Eight or 10 could highlight any O’Keeffe collection at any museum in the world. Particularly striking are a pair of luminescent seashell paintings.
Red Hill and White Shell (1938) from the Museum of Fine Arts, Houston places a white moon snail shell in front of a crimson northern New Mexico mountain creating a strikingly beautiful contradiction. The beauty of Pink Shell with Seaweed (1938) from the San Diego Museum of Art may bring visitors to their knees.
After closing in Montreal, “O’Keeffe and Moore: Giants of Modern Art” – and their studios – travel to the Museum of Fine Arts, Boston from October 13, 2024, to January 20, 2025.
Georgia O'Keeffe, 'Pink Shell with Seaweed,' ca 1938. Pastel on board. The San Diego Museum of Art, gift of Mr. and Mrs. Norton S. Walbridge.
Historic Artists Homes and Studios
O’Keeffe’s Abiquiú and Ghost Ranch studios remain open to the public for visits.

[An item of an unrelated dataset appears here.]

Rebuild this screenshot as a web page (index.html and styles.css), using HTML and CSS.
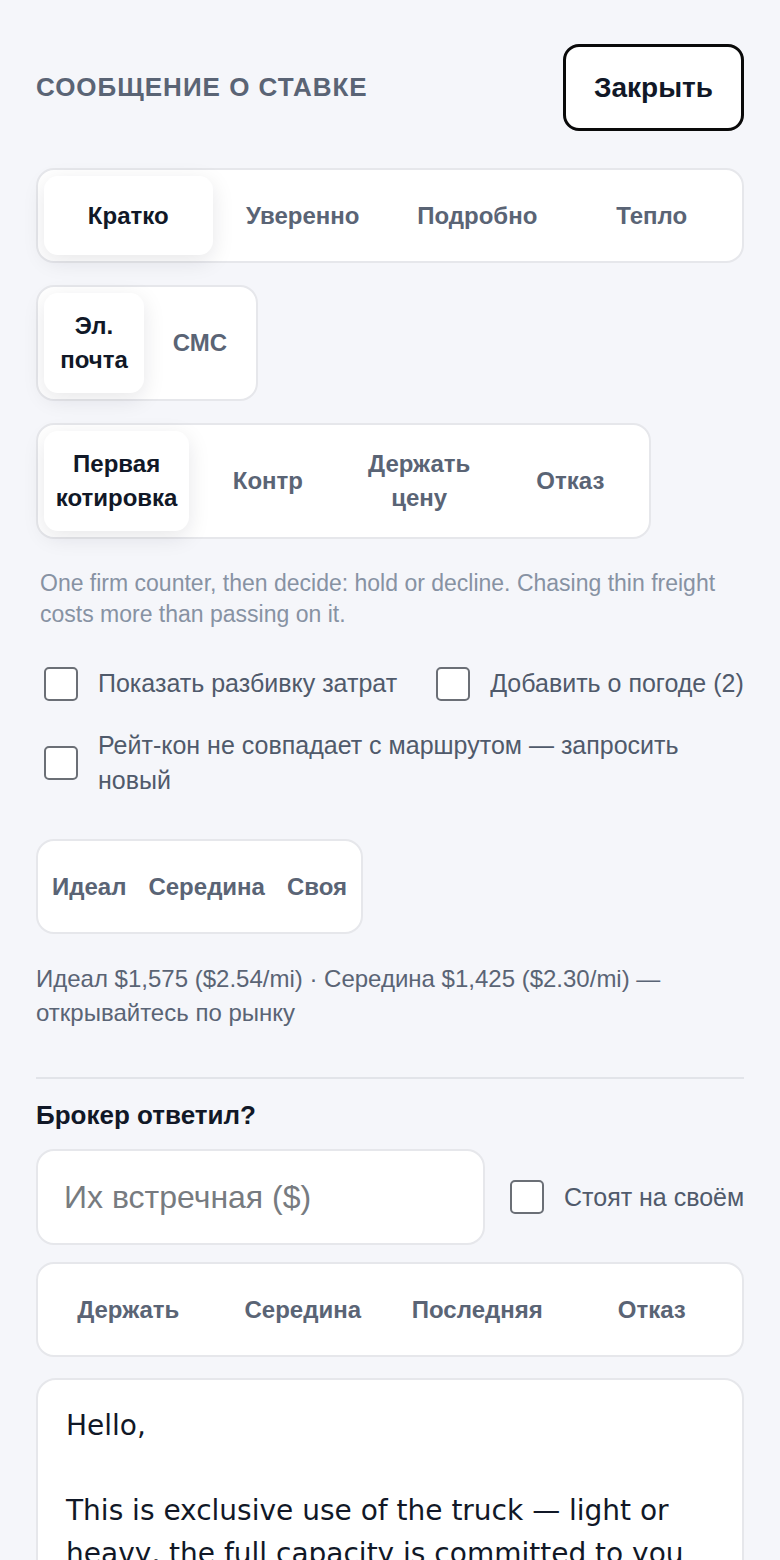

As does Moore’s estate with its variety of gardens and studios in England.
The Abiquiú property is part of the Historic Artists’ Homes and Studios program, a coalition of 55 museums that were once the homes and working studios of American artists. Each site offers fascinating insight into the artist and artworks created there.
A majority of locations are concentrated in the Northeast devoted to artists such as Lee Krasner and Jackson Pollock, Winslow Homer, N.C. Wyeth, and Edward Hopper, but the historic homes and studios of prominent Western artists are included in the program as well. The (Eanger Irving) Couse-(Joseph Henry) Sharp Historic Site in Taos, an hour’s drive from Abiquiu, and the C.M. Russell Museum in Great Falls, MT, being primary among them.
Artist studio buffs will also enjoy visiting the Whitney Western Art Museum inside the Buffalo Bill Center of the West in Cody, WY for a recreation of Frederic Remington’s studio.